Had the our good reseller send some certified ESXi and Compellent technicians to do a review of our environment and we got a quite a few recommendation on things to correct and since then we have gain better performance (but still not impressed, perhaps we've grown out of the shoes here).
What aggravates me is that we have several free slots in the tier 3 chassis but haven't been able to buy drives because they're sold out since a year or so. The last ones they've stockpiled for warranty replacements. Thus I really desire for this ZFS build to have empty slots for new drives and use non-firmware locked drives so I can expand it (and as we've agreed I should double up the RAM if I decide to do so).

Just to be on the very safe side on hard drives I've decided to buy 4 spares. Don't really know how it's today but earlier the size of drives from different manufacturers/models that were labeled they same could differ a little bit. I don't want ZFS to refuse a drive replacement with a different model that lacks the last 0.0001% of space.

For replacing the Compellent later we're looking at some options. I really believe very smart storage solutions are the future. The time for adding more and more cabinets of disk for performance is in the past. Had a good sales and technology brief from Nimble Storage recently. But performance costs, but also space. At certain levels stepping down one level of raw disk capacity could pay for the cost of this SMC machine... (and definitely comparing per-terabyte cost). Which will be around $13000 now I think.

Christer · Mar 26, 2015

One more thing. I wrote that I didn't plan for a mirrored SLOG setup. I haven't gotten any reactions to that. For VM storage I guess the ZIL write operations are mostly like random writes, not huge chunks of data.

jgreco · Mar 26, 2015

Christer said:
Just to be on the very safe side on hard drives I've decided to buy 4 spares. Don't really know how it's today but earlier the size of drives from different manufacturers/models that were labeled they same could differ a little bit. I don't want ZFS to refuse a drive replacement with a different model that lacks the last 0.0001% of space.

Mostly this hasn't been a problem in recent years. If it is, there's a little bit of slop space allocated to the swap partition. You could allocate a larger swap if you're truly fearful, otherwise, just get a few different candidate drives and check. A heterogeneous drive environment is a fine thing with ZFS. Also usually by the time a disk fails, you could be replacing it with a larger drive anyways.

For replacing the Compellent later we're looking at some options. I really believe very smart storage solutions are the future. The time for adding more and more cabinets of disk for performance is in the past. Had a good sales and technology brief from Nimble Storage recently. But performance costs, but also space. At certain levels stepping down one level of raw disk capacity could pay for the cost of this SMC machine... (and definitely comparing per-terabyte cost). Which will be around $13000 now I think.

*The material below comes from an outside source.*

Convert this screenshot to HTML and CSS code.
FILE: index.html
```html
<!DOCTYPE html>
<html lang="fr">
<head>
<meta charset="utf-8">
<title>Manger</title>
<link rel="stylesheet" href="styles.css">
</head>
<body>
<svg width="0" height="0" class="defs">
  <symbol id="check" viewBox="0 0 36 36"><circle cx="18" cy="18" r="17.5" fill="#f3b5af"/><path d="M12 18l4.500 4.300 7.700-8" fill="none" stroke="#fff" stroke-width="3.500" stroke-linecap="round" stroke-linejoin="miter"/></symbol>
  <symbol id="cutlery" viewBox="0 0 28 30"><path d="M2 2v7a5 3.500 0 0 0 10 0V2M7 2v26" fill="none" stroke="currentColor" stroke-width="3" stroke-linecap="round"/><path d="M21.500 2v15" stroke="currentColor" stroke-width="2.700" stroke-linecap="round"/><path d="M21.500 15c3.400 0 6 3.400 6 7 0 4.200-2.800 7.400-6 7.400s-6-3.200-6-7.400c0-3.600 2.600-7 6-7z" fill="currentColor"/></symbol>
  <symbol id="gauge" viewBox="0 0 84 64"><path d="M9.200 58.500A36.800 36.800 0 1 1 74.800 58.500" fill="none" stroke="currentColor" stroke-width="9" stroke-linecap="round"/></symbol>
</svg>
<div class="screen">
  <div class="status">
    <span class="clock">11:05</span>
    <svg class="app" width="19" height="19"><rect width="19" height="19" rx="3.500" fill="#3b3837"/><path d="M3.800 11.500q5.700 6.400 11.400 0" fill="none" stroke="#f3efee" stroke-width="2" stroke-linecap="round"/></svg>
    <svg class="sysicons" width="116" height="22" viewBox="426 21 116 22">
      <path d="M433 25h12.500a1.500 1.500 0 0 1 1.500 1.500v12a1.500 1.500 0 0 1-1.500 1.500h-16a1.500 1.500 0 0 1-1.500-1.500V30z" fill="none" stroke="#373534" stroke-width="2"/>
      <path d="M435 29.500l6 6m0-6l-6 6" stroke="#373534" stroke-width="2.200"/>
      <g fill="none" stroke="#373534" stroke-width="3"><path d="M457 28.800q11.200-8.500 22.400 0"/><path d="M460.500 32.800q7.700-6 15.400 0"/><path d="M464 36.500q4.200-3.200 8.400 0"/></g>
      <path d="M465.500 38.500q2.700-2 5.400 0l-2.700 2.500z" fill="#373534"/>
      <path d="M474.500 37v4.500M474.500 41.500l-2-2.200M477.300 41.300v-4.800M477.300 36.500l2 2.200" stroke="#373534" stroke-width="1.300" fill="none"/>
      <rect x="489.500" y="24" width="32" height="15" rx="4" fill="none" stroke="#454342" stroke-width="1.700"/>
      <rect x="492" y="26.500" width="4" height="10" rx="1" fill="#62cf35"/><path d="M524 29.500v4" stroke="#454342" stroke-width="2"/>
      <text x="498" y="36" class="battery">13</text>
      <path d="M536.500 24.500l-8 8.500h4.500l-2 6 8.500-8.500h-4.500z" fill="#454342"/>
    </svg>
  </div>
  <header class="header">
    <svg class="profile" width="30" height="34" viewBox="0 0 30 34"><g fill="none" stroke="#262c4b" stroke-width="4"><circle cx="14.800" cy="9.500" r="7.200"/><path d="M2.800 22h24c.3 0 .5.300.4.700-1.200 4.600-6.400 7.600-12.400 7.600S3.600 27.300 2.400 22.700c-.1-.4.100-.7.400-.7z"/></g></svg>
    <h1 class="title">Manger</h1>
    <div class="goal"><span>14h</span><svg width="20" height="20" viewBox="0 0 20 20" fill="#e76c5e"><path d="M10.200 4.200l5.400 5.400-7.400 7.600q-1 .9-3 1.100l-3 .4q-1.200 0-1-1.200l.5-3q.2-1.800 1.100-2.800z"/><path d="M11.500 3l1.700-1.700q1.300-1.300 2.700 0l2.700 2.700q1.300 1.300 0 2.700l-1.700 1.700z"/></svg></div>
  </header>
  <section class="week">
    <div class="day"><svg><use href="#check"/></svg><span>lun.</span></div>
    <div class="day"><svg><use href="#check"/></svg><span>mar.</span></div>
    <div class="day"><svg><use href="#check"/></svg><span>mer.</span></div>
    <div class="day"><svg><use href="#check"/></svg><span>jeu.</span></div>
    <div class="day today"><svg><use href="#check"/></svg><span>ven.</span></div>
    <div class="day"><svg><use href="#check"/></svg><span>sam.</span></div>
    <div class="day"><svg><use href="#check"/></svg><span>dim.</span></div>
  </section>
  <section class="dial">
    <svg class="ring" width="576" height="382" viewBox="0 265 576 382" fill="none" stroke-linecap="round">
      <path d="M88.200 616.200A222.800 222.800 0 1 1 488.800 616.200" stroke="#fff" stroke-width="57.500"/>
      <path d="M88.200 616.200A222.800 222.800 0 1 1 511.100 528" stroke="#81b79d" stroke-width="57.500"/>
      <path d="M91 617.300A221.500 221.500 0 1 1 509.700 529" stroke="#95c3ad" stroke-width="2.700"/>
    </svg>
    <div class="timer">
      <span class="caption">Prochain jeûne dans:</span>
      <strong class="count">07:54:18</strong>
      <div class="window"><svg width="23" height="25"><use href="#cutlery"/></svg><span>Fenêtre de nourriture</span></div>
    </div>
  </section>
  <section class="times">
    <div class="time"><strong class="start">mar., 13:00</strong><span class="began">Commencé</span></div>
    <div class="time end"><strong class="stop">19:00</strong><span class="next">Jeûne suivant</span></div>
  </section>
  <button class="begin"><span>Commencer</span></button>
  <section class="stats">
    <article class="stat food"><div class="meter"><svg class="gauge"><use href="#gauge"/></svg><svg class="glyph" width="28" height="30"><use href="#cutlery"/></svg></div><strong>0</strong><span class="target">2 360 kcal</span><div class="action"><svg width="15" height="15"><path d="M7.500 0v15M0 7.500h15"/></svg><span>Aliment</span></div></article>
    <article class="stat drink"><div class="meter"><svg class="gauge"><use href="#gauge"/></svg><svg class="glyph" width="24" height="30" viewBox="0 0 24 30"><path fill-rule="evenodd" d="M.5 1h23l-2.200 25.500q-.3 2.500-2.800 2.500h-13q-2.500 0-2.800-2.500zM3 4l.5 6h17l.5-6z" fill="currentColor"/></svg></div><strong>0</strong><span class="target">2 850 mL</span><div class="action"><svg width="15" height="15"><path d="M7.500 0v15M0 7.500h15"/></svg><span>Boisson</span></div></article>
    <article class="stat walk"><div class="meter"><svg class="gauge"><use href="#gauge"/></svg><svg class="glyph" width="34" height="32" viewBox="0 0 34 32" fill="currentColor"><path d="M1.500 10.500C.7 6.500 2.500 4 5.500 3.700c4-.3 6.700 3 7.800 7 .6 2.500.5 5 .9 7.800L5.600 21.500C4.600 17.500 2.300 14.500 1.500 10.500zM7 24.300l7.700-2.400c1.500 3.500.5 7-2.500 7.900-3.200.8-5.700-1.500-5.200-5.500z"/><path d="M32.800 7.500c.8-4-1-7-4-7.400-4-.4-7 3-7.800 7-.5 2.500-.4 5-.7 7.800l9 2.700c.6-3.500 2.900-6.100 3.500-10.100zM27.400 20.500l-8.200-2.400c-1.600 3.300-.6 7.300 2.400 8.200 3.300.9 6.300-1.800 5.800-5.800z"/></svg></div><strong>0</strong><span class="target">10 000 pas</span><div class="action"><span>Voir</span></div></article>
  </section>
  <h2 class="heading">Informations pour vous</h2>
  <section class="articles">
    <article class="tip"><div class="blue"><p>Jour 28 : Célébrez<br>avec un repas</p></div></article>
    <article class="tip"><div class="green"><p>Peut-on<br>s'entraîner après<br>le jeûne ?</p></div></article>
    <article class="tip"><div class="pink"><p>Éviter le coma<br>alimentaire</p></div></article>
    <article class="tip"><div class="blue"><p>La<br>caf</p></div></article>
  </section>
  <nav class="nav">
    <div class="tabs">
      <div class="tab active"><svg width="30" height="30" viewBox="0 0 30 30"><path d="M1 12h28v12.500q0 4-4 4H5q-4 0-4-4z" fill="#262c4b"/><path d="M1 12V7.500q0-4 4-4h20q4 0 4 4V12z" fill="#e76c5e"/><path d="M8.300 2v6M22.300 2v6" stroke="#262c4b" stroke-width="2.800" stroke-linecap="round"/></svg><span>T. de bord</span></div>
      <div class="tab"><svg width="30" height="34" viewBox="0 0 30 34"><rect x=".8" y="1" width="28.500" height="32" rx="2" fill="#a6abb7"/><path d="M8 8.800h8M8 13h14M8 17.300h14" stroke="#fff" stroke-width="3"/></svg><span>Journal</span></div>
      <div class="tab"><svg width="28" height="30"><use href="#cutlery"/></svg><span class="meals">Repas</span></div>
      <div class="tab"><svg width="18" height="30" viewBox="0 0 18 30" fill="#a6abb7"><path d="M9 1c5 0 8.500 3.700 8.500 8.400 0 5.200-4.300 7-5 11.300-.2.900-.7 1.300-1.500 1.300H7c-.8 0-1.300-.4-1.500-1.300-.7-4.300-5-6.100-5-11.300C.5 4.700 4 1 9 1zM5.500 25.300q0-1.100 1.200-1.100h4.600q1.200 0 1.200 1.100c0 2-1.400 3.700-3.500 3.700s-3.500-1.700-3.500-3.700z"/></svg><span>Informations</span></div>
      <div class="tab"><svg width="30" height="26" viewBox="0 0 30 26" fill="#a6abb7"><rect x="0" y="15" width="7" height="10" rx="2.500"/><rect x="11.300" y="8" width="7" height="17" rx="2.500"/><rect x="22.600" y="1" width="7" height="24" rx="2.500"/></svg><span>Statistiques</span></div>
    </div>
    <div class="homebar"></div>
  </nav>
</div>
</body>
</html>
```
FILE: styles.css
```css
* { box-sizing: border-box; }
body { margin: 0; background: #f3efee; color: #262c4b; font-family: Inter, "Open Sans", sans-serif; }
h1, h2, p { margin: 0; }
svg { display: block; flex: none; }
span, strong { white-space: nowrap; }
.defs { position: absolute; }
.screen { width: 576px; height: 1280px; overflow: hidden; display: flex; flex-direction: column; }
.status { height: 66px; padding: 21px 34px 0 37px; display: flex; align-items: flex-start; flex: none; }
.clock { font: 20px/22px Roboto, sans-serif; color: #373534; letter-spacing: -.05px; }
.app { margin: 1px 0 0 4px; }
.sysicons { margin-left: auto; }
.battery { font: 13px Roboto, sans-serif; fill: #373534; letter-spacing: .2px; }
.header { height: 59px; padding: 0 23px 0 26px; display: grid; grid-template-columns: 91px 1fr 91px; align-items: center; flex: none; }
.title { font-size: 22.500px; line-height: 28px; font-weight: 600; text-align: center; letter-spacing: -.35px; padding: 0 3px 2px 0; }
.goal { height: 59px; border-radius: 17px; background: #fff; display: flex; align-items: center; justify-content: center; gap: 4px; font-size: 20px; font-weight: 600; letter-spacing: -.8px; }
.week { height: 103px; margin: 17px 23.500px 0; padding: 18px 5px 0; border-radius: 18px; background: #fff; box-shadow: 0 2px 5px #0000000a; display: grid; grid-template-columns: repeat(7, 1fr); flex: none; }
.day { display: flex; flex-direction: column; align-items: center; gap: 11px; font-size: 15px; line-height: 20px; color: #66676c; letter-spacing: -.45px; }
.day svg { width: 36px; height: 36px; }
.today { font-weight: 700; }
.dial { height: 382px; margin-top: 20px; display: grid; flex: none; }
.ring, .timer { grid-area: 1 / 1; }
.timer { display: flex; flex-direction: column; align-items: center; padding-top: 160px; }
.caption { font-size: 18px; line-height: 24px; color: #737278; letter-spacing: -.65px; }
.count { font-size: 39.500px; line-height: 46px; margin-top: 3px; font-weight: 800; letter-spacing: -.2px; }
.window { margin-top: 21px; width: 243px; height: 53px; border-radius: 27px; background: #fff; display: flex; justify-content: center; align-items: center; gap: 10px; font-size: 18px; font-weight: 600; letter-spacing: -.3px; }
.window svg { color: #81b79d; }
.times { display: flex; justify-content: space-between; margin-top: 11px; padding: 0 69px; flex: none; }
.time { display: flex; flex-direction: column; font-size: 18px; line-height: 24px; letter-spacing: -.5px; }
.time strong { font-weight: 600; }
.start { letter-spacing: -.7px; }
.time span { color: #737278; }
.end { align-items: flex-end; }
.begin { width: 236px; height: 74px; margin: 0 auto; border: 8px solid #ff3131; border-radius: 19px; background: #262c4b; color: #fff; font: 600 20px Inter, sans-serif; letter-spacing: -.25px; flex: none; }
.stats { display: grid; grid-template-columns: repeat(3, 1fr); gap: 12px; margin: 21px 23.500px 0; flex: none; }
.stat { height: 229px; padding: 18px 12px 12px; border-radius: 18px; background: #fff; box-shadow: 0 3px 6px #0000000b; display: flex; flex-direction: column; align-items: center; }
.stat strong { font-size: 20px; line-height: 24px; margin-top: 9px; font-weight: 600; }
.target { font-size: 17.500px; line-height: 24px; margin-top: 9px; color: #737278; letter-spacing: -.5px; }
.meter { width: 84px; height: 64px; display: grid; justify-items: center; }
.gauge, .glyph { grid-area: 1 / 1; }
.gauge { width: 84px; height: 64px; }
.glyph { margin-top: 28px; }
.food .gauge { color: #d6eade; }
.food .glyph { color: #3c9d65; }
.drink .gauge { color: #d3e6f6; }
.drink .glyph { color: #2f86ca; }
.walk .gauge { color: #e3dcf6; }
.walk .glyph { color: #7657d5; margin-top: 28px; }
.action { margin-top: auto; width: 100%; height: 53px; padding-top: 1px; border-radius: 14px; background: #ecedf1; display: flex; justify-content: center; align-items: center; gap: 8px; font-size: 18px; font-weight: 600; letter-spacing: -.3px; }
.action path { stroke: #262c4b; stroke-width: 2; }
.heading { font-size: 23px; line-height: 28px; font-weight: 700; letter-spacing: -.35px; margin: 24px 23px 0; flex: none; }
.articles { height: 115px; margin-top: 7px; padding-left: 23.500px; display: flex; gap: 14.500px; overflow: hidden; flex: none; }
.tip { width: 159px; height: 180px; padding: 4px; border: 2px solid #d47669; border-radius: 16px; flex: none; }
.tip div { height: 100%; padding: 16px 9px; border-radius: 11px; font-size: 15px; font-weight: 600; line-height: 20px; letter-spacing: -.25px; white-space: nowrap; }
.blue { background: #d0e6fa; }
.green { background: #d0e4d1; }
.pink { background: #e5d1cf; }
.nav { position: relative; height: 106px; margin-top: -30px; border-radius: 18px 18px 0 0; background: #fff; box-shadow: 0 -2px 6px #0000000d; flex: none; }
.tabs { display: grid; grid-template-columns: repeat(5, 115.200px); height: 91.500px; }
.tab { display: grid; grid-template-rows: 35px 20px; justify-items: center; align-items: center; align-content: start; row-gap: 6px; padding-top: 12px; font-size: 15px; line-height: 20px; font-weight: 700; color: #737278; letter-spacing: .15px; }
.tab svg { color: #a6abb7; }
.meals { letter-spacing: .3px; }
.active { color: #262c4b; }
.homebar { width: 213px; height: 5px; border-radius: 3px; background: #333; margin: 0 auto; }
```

Yeah, it's also becoming crazy as the price of SSD continues to plummet. It is already totally practical to have different storage tiers and have vCenter monitor performance and Storage vMotion stuff around as needed. This works even better if your VM designers segregate stuff onto multiple disks based on what the workload is. Still some work though.

Christer said:
One more thing. I wrote that I didn't plan for a mirrored SLOG setup. I haven't gotten any reactions to that. For VM storage I guess the ZIL write operations are mostly like random writes, not huge chunks of data.

SLOG writes are effectively sequential, but may happen in very small increments. As a result, a very fast device is desirable but it can be pretty small.

depasseg · Mar 26, 2015

Re: Mirrored SLOG. Based on my reading, I'm comfortable using a non-mirrored device. There used to be a possibility of data loss if the SLOG failed at the same time as a loss of server power. My understanding is that it's no longer the case. Hence my willingness to accept only using 1 SLOG device.

jgreco · Mar 26, 2015

depasseg said:
Re: Mirrored SLOG. Based on my reading, I'm comfortable using a non-mirrored device. There used to be a possibility of data loss if the SLOG failed at the same time as a loss of server power. My understanding is that it's no longer the case. Hence my willingness to accept only using 1 SLOG device.

That's correct. However, if the SLOG device fails, do be aware that ZFS will fall back to using the in-pool ZIL for sync writes, which will pound the livin' crap out of the pool. This can, of course, be immediately remedied in a crisis by disabling sync writes, but that's operator intervention, which some people will find acceptable and others won't.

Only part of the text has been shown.